Corn, sorghum and soybeans are grown on the Nebraska farm that also includes a cow/calf operation, a backgrounding lot and a trucking company that hauls agricultural products nationwide.

“We have 22 full-time employees and 10 part-time employees,” Gangwish said.

“For every one job involved in the export of grain and grain products, we have 3.2 jobs indirectly supported in the U.S. economy,” she said.

“More than 20% of our domestic corn crop is exported annually when we account for corn and value-added products such as ethanol and DDGs,” she said. “Trade is responsible for 33% of corn farmer’s income.”

Corn farmers have benefited greatly since the Phase 1 China trade deal, Gangwish said.

“We see that as a positive step to the overall goal of long-term market access and a fair trading relationship,” she said. “But we’re disappointed that ethanol and DDGs products currently face hefty tariffs when entering the Chinese market.”

Mexico is one of the most reliable international marketplaces for U.S. corn, Gangwish said.

“We typically have $3 to $4 billion per year in value of products that go there, so we were ecstatic to get USMCA across the line,” she said. “We really look to the administration to make sure our trading partners are accountable.”

Ethanol

The U.S. ethanol industry has grown at a rapid pace.

“In 2020, the ethanol industry was responsible for 62,000 jobs in the U.S. and indirectly 242,000 jobs across all sectors of the economy,” said Bart Pieper, vice president global strategy for Marquis Energy in Hennepin, Illinois.

“We have grown our business four times the size we were in 2008 and now employ over 400 people,” he said. “We export over 1.5 million tons of products and reach about 30 countries on six continents, so exports are becoming more and more important to how we operate our business.”

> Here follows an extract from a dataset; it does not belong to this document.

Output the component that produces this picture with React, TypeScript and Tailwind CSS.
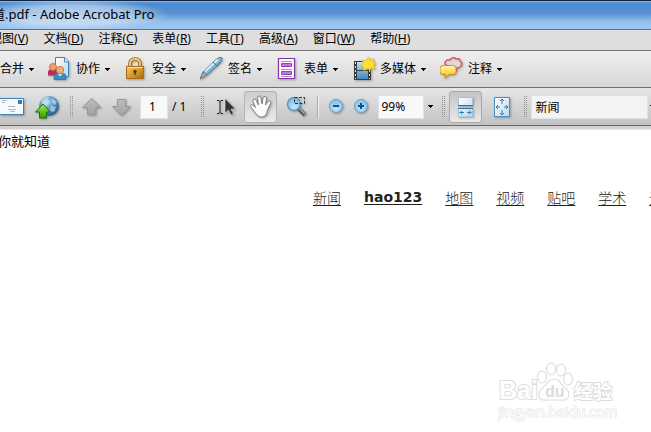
import type { ReactNode } from "react";

const UI_FONT = "font-['Noto_Sans','Noto_Sans_CJK_SC',sans-serif]";

function Caret() {
  return (
    <svg width="5" height="3" viewBox="0 0 5 3" className="shrink-0" aria-hidden="true" shapeRendering="crispEdges">
      <path d="M0 0h5v1h-1v1h-1v1h-1v-1h-1v-1h-1z" fill="#000" />
    </svg>
  );
}

function Grip() {
  return (
    <svg width="3" height="22" viewBox="0 0 3 22" className="shrink-0" aria-hidden="true" shapeRendering="crispEdges">
      <path d="M.5 0v22M2.5 0v22" stroke="#909090" strokeDasharray="1 1" />
    </svg>
  );
}

function Defs() {
  return (
    <svg className="absolute h-0 w-0" aria-hidden="true">
      <defs>
        <linearGradient id="gold" x1="0" y1="0" x2="1" y2="1">
          <stop offset="0" stopColor="#f5cf73" /><stop offset=".5" stopColor="#d99a2b" /><stop offset="1" stopColor="#a86808" />
        </linearGradient>
        <linearGradient id="blue" x1="0" y1="0" x2="0" y2="1">
          <stop offset="0" stopColor="#c4e0f2" /><stop offset="1" stopColor="#3f88bd" />
        </linearGradient>
        <linearGradient id="page" x1="0" y1="0" x2="1" y2="1">
          <stop offset="0" stopColor="#fff" /><stop offset="1" stopColor="#b9d9ee" />
        </linearGradient>
        <linearGradient id="green" x1="0" y1="0" x2="0" y2="1">
          <stop offset="0" stopColor="#a5f04a" /><stop offset="1" stopColor="#2d9a06" />
        </linearGradient>
        <linearGradient id="yellow" x1="0" y1="0" x2="0" y2="1">
          <stop offset="0" stopColor="#fff7a8" /><stop offset="1" stopColor="#fbb40c" />
        </linearGradient>
        <linearGradient id="grey" x1="0" y1="0" x2="0" y2="1">
          <stop offset="0" stopColor="#bdbdbd" /><stop offset="1" stopColor="#a2a2a2" />
        </linearGradient>
        <radialGradient id="globe" cx=".4" cy=".3" r=".7">
          <stop offset="0" stopColor="#b5d9f0" /><stop offset=".5" stopColor="#5d9ccc" /><stop offset="1" stopColor="#205c94" />
        </radialGradient>
        <radialGradient id="lens" cx=".5" cy=".7" r=".7">
          <stop offset="0" stopColor="#c8e8fa" /><stop offset="1" stopColor="#75b2db" />
        </radialGradient>
      </defs>
    </svg>
  );
}

function Icon({ w, h, children }: { w: number; h: number; children: ReactNode }) {
  return (
    <svg
      width={w}
      height={h}
      viewBox={`0 0 ${w} ${h}`}
      fill="none"
      aria-hidden="true"
      className="shrink-0 drop-shadow-[1px_1px_1px_rgba(0,0,0,0.3)]"
    >
      {children}
    </svg>
  );
}

const CollabIcon = () => (
  <Icon w={24} h={24}>
    <path d="M7.500 .500h9l4 4v15h-13z" fill="url(#page)" stroke="#3f88bd" />
    <path d="M16.500 .500v4.500h4" fill="#e8f4fb" stroke="#3f88bd" />
    <path d="M0 18.500v-3q0-3 3-3h4q3 0 3 3v3z" fill="#c02a5c" />
    <circle cx="5" cy="10" r="3.500" fill="#eca36f" stroke="#b96331" strokeWidth=".7" />
    <path d="M6 22.500v-3q0-3 3-3h6q3 0 3 3v3z" fill="#3d8dc4" stroke="#236998" strokeWidth=".6" />
    <path d="M9.500 16.500l2.500 3 2.500-3z" fill="#d8ebf5" />
    <circle cx="12" cy="13" r="3.700" fill="#f0ae7b" stroke="#b96331" strokeWidth=".7" />
  </Icon>
);

const LockIcon = () => (
  <Icon w={24} h={24}>
    <path d="M6 11V7q0-5 5-5t5 5v4" stroke="#9a681b" strokeWidth="3.600" />
    <path d="M6 11V7q0-5 5-5t5 5v4" stroke="#ecd184" strokeWidth="1.800" />
    <path d="M2.500 9.500h17v12h-17z" fill="url(#gold)" stroke="#a86b18" />
    <path d="M3.500 10.500h15" stroke="#ffe6a1" />
    <circle cx="11" cy="14.500" r="1.700" fill="#583806" />
    <path d="M11 14v4" stroke="#583806" strokeWidth="1.500" />
  </Icon>
);

const PenIcon = () => (
  <Icon w={24} h={24}>
    <path d="M0 22l3-7L16 2.500q4-3 5.500-2t-.5 4.500L8 17z" fill="#82b4d6" stroke="#547184" strokeWidth=".9" />
    <path d="M5 14.500L18 2.500" stroke="#d8effc" strokeWidth="1.800" />
    <path d="M0 22l3-7 4 3z" fill="#a6a8aa" stroke="#666" strokeWidth=".6" />
    <path d="M13 5l4 4 3.500-4" stroke="#536776" />
  </Icon>
);

const FormIcon = () => (
  <Icon w={24} h={24}>
    <path d="M2.500 1.500h16v20h-16z" fill="#fff" stroke="#8434a8" strokeWidth="1.200" />
    <path d="M5 4.500h11M5 12.500h11M5 19.500h11" stroke="#9ba0aa" />
    <path d="M5.500 6.500h10v3h-10zM5.500 14.500h10v3h-10z" fill="#c473e0" stroke="#9940bd" />
  </Icon>
);

const FilmIcon = () => (
  <Icon w={24} h={24}>
    <path d="M2 4h17v19H2z" fill="#353d43" />
    <path d="M5 5h11v8H5zM5 14h11v8H5z" fill="url(#blue)" />
    <path d="M3.500 5v17M17.500 5v17" stroke="#e2e6e8" strokeDasharray="2 2" />
    <path d="M16.500 0l1.500 3.500 3.500-2-.5 4 3 .5-2.500 2.500 1.500 3.500-4-1-1 3-2.500-3-3.500 3v-4l-3.500-1 3-2-1.500-4 4 1z" fill="#ffe12e" stroke="#dda90c" strokeWidth=".5" />
  </Icon>
);

const CommentIcon = () => (
  <Icon w={24} h={24}>
    <path d="M8 9q-5-2-2-5 1-2 4-1 3-4 6-1 4-1 4 2 3 2 1 5-1 2-4 2l-1 3-2-3q-4 1-6-2z" fill="#fff0ed" fillOpacity=".35" stroke="#e9504b" strokeWidth="1.400" />
    <path d="M3 8.500h10q3 0 3 3v3q0 3-3 3H9l-4 4 .5-4H3q-3 0-3-3v-3q0-3 3-3z" fill="url(#yellow)" stroke="#c8820d" strokeWidth=".8" />
  </Icon>
);

function TaskButton({ icon, label }: { icon?: ReactNode; label: string }) {
  return (
    <button type="button" className="flex shrink-0 items-center">
      {icon && <span className="mr-1">{icon}</span>}
      <span className="mr-[5px] whitespace-nowrap">{label}</span>
      <Caret />
    </button>
  );
}

const menus: [string, string][] = [
  ["视图", "V"], ["文档", "D"], ["注释", "C"], ["表单", "R"],
  ["工具", "T"], ["高级", "A"], ["窗口", "W"], ["帮助", "H"],
];

const links = ["新闻", "hao123", "地图", "视频", "贴吧", "学术", "登录"];

function Watermark() {
  return (
    <svg
      width="122"
      height="62"
      viewBox="0 0 122 62"
      className="absolute right-[32px] bottom-[9px]"
      fill="#fff"
      stroke="#dedede"
      role="img"
      aria-label="Baidu 经验"
    >
      <g className="font-['Liberation_Sans','Noto_Sans_CJK_SC',sans-serif] font-bold" paintOrder="stroke" strokeWidth="2">
        <text x="2" y="38" fontSize="25">Bai</text>
        <text x="77" y="38" fontSize="19">经验</text>
        <text x="1" y="56" fontSize="14" strokeWidth="1" className="font-['Open_Sans',sans-serif] font-normal">jingyan.baidu.com</text>
      </g>
      <g strokeWidth="1.200">
        <ellipse cx="45" cy="16" rx="4.500" ry="6" />
        <ellipse cx="54" cy="8" rx="4.500" ry="6" />
        <ellipse cx="64" cy="9" rx="4.500" ry="6" />
        <ellipse cx="71" cy="18" rx="4.500" ry="6" />
        <path d="M57 18q5 0 8 6 7 5 7 9 0 7-9 6H50q-9 1-8-6 0-4 7-9 3-6 8-6z" />
      </g>
      <text x="48" y="36" fontSize="16" fill="#dcdcdc" stroke="none" className="font-['Liberation_Sans',sans-serif] font-bold">du</text>
    </svg>
  );
}

export default function App() {
  return (
    <div className={`relative flex min-h-screen flex-col overflow-hidden bg-white text-[12px] leading-4 text-black ${UI_FONT}`}>
      <Defs />

      <header className="flex h-[29px] items-center border-t border-[#11233e] bg-[radial-gradient(ellipse_100px_16px_at_70px_14px,rgba(225,235,247,0.75)_0%,rgba(225,235,247,0.55)_60%,transparent_100%),linear-gradient(#8fc0ee_0px,#4a8bd2_2px,#5590d0_12px,#96c1ec_21px,#9dc6ef_28px)]">
        <h1 className="-ml-2 pb-0.5 text-[13px] whitespace-nowrap">道.pdf - Adobe Acrobat Pro</h1>
      </header>

      <nav className="flex h-[22px] items-center gap-[15px] overflow-hidden border-y border-[#707070] bg-[#dedede] pb-0.5" aria-label="菜单">
        {menus.map(([name, key], i) => (
          <button key={name} type="button" className={`shrink-0 whitespace-nowrap ${i === 0 ? "-ml-[10px]" : ""}`}>
            {name}(<span className="underline">{key}</span>)
          </button>
        ))}
      </nav>

      <div className="flex h-[37px] items-center gap-[14px] overflow-hidden border-b border-[#707070] bg-linear-to-b from-[#f0f0f0] to-[#d6d6d6]">
        <TaskButton label="合并" />
        <TaskButton label="协作" icon={<CollabIcon />} />
        <TaskButton label="安全" icon={<LockIcon />} />
        <TaskButton label="签名" icon={<PenIcon />} />
        <TaskButton label="表单" icon={<FormIcon />} />
        <TaskButton label="多媒体" icon={<FilmIcon />} />
        <TaskButton label="注释" icon={<CommentIcon />} />
      </div>

      <div className="flex h-[38px] items-center overflow-hidden border-b border-[#686868] bg-linear-to-b from-[#e6e6e6] to-[#c3c3c3]">
        <button type="button" aria-label="邮件">
          <Icon w={26} h={20}>
            <path d="M-4 1.500h27.500v16H-4z" fill="#f6fafc" stroke="#4283b7" />
            <path d="M18 3h4v4h-4z" fill="#367eb8" />
            <path d="M2 3.500h5M2 5.500h3M8 9.500h7M8 12.500h8M10 14.500h5" stroke="#b4b9bd" />
          </Icon>
        </button>
        <button type="button" aria-label="上传" className="ml-2">
          <Icon w={28} h={24}>
            <circle cx="15" cy="11" r="10" fill="url(#globe)" />
            <path d="M7 6q4-5 8-4l-2 3 3 2-4 4-4-2zM18 3l5 4-2 3-3-3zM17 11l5 1-2 5-4-1z" fill="#d2e7f3" fillOpacity=".6" />
            <path d="M9 9l7 8h-3.500v6h-7v-6H1.500z" fill="url(#green)" stroke="#23700a" />
          </Icon>
        </button>
        <span className="mx-2"><Grip /></span>
        <div className="flex gap-2">
          <button type="button" aria-label="上一页">
            <Icon w={22} h={22}><path d="M10.500 2.500l9 9h-5v7h-8v-7h-5z" fill="url(#grey)" stroke="#989898" /></Icon>
          </button>
          <button type="button" aria-label="下一页">
            <Icon w={22} h={22}><path d="M10.500 19.500l9-9h-5v-7h-8v7h-5z" fill="url(#grey)" stroke="#989898" /></Icon>
          </button>
        </div>
        <label className="ml-[7px] flex items-center gap-1">
          <input aria-label="页码" defaultValue="1" className="h-[24px] w-[28px] border border-[#dbe3ef] bg-[#f8f8f8] pl-2" />
          <span className="whitespace-nowrap">/ 1</span>
        </label>
        <span className="mr-3 ml-[15px]"><Grip /></span>
        <button type="button" aria-label="选择工具">
          <Icon w={20} h={20}>
            <path d="M1 3.500h2l1 1 1-1h2M4 4v12M1 16.500h2l1-1 1 1h2" stroke="#222" />
            <path d="M9 1.500v14.500l3.500-3 2.500 5 2.500-1-2.500-5h4.500z" fill="#333" stroke="#f4f4f4" strokeWidth=".5" />
          </Icon>
        </button>
        <button type="button" aria-label="手形工具" aria-pressed="true" className="ml-2 flex h-8 w-[33px] shrink-0 items-center justify-center rounded-[3px] border border-[#b2b2b2] bg-linear-to-b from-[#cdcdcd] to-[#e9e9e9]">
          <Icon w={24} h={24}>
            <path d="M8 20L2.500 13q-2-3 0-3.500 1 0 4 3L4 6.500q-.5-2 1-2.500t2 1l2.500 5L8.500 3q0-2 1.500-2t2 2l1 6 1-6q.5-2 2-1.500t1.500 2.500L16.500 10l2.500-3.500q1-1.500 2-.5t.5 2.500L19 14l-2 6q-2 2-4.500 2T8 20z" fill="#fafafa" stroke="#7a7a7a" strokeWidth=".9" />
          </Icon>
        </button>
        <button type="button" aria-label="选框缩放" className="ml-2">
          <Icon w={24} h={24}>
            <path d="M13 13l7 7" stroke="#555" strokeWidth="4" />
            <path d="M14 13l6 6" stroke="#aaa" strokeWidth="1.500" />
            <circle cx="9" cy="9" r="6.500" fill="url(#lens)" stroke="#4e93c2" strokeWidth="1.200" />
            <path d="M9.500 2.500h10v6h-10z" stroke="#333" strokeDasharray="3 1.500" />
          </Icon>
        </button>
        <div className="ml-2 h-[22px] w-[2px] shrink-0 border-l border-[#aaa] bg-[#f1f1f1]" />
        <div className="ml-[9px] flex gap-2">
          {[false, true].map((plus) => (
            <button key={String(plus)} type="button" aria-label={plus ? "放大" : "缩小"}>
              <Icon w={17} h={17}>
                <circle cx="8" cy="8" r="6.500" fill="url(#lens)" stroke="#6a9fc6" />
                <circle cx="8" cy="8" r="5" stroke="#a9d3ed" />
                <path d={plus ? "M5 8h6M8 5v6" : "M5 8h6"} stroke="#06549a" strokeWidth="2" />
              </Icon>
            </button>
          ))}
        </div>
        <div className="ml-2 flex items-center gap-1">
          <input aria-label="缩放比例" defaultValue="99%" className="h-[24px] w-[46px] border border-[#dbe3ef] bg-[#f8f8f8] pl-[2px]" />
          <button type="button" aria-label="缩放选项"><Caret /></button>
        </div>
        <span className="mr-1 ml-[9px]"><Grip /></span>
        <button type="button" aria-label="适合宽度" aria-pressed="true" className="flex h-8 w-[33px] shrink-0 items-center justify-center rounded-[3px] border border-[#aaa] bg-linear-to-b from-[#c5c5c5] to-[#e9e9e9]">
          <Icon w={17} h={22}>
            <path d="M1.500 1.500h14v8h-14zM1.500 12.500h14v8h-14z" fill="url(#page)" stroke="#a0c5df" />
            <path d="M1 9.500h15M1 12.500h15" stroke="#2e719f" />
            <path d="M3 16.500h4M10 16.500h4M5 14.500l-2 2 2 2M12 14.500l2 2-2 2" stroke="#3577a9" />
          </Icon>
        </button>
        <button type="button" aria-label="适合页面" className="ml-3">
          <Icon w={16} h={22}>
            <path d="M.5 1.500h15v19H.5z" fill="url(#page)" stroke="#4b8fc0" />
            <path d="M8 3v5M8 14v5M2 11h4M10 11h4M6 5l2-2 2 2M6 17l2 2 2-2M4 9l-2 2 2 2M12 9l2 2-2 2" stroke="#3577a9" />
          </Icon>
        </button>
        <span className="mr-1 ml-[14px]"><Grip /></span>
        <input aria-label="查找" defaultValue="新闻" className="h-[24px] min-w-0 flex-1 border border-[#dbe3ef] bg-[#f3f3f1] pl-[3px]" />
        <button type="button" aria-label="查找选项" className="ml-[2px] w-[1px] shrink-0 overflow-hidden"><Caret /></button>
      </div>
      <div className="h-1 border-b border-[#e9e9e9] bg-[#d2d2d2]" />

      <main className="flex-1 font-['Noto_Sans_CJK_SC',sans-serif]">
        <p className="-ml-[2px] pt-[3px] text-[13px]">你就知道</p>
        <div className="mt-[38px] ml-[313px] flex gap-[23px] text-[14px] leading-5 text-[#222]">
          {links.map((name) => (
            <a
              key={name}
              href="#"
              className={`shrink-0 underline underline-offset-2 ${name === "hao123" ? "font-['DejaVu_Sans',sans-serif] font-bold" : "font-light"}`}
            >
              {name}
            </a>
          ))}
        </div>
      </main>

      <Watermark />
    </div>
  );
}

Barriers are penalizing the efficiency of the American agricultural system, Pieper said.

“Even though the U.S. exported 1.3 billion gallons of ethanol in 2020 and more than 11 million tons of DDGs, we face barriers in Asia, Europe and Mexico,” he said.

“We’ve been negotiating with China for a long time to get DDGs back into that market and it’s still heavily protected,” he said. “Brazil does the same thing for ethanol products with a 20% tariff on any product coming in, so we’re really interested in continuing to see trade barriers dropped that allow the exporting of corn based products.”

Pork

“International trade is one of the greatest successes of the U.S. hog industry with roughly one-quarter of American pork being sold abroad,” said Howard Roth Jr., fifth-generation farmer near Wauzeka, Wisconsin. “These export markets play a major role in impacting the size of our industry.”

One-third of the average value of a hog can be directly tied to exports, said Roth, who operates a 3,000 sow, farrow-to-wean farm that markets over 75,000 head of pigs annually.

“In 2020, the U.S. exported over $7.9 billion of pork and pork products to over 100 countries,” he said.

About 60,000 hog farms currently support around 500,000 jobs up and down the supply chain, Roth said.

“Over 100,000 of these jobs are directly tied to pork exports,” he said. “In states like mine or the industry’s largest state, Iowa, the average wage is over double to minimum wage and it comes with competitive benefits to attract and maintain talent.”

It is “imperative” for the administration to focus on expanding markets for U.S. agriculture around the world, Roth said.

“The biggest export opportunity for our industry lies in Southeast Asia,” he said.

“Earlier this year after years of work, the Philippines government lowered their tariffs of pork and since then U.S. pork exports have increased by over 150% in the first seven months of the year,” he said.

Dairy

Last year, the United States exported one out of every six gallons of milk, said Doug Chapin, chairman of the board for the Michigan Milk Producers.

“That was $6.5 billion worth of dairy production sold overseas that went to the bottom line of dairy producers,” Chapin said.

“Our family dairy operation has been in existence for over a century, so we’ve seen the positive impact of exports,” said the dairyman who milks 675 Holsteins, and employees 14 people, near Remus, Michigan.

“Free trade agreements have delivered the equivalent of $17 billion for dairy farmers in recent years in addition to generating benefits throughout the U.S. supply chain,” Chapin noted. “This includes workers on the farm, at the processing plant and various points along the transportation process including truck drivers, railway workers and many others.”

Chapin’s plan is to pass his dairy operation to his children.

“However, for continued growth and for future generations to continue milking we need new markets that come with new trade agreements,” he said. “Dairy farmers want the Biden trade policy strategy to include following through with agreements that had already started negotiations such as with the United Kingdom, a big dairy importing market.”

Dairy farmers, Chapin said, are looking for new trade agreements, as well as other opportunities to directly negotiate lower tariffs and open more markets in key countries around the world.

“This is critical to realize the potential of dairy markets in places like Vietnam and Indonesia,” he said.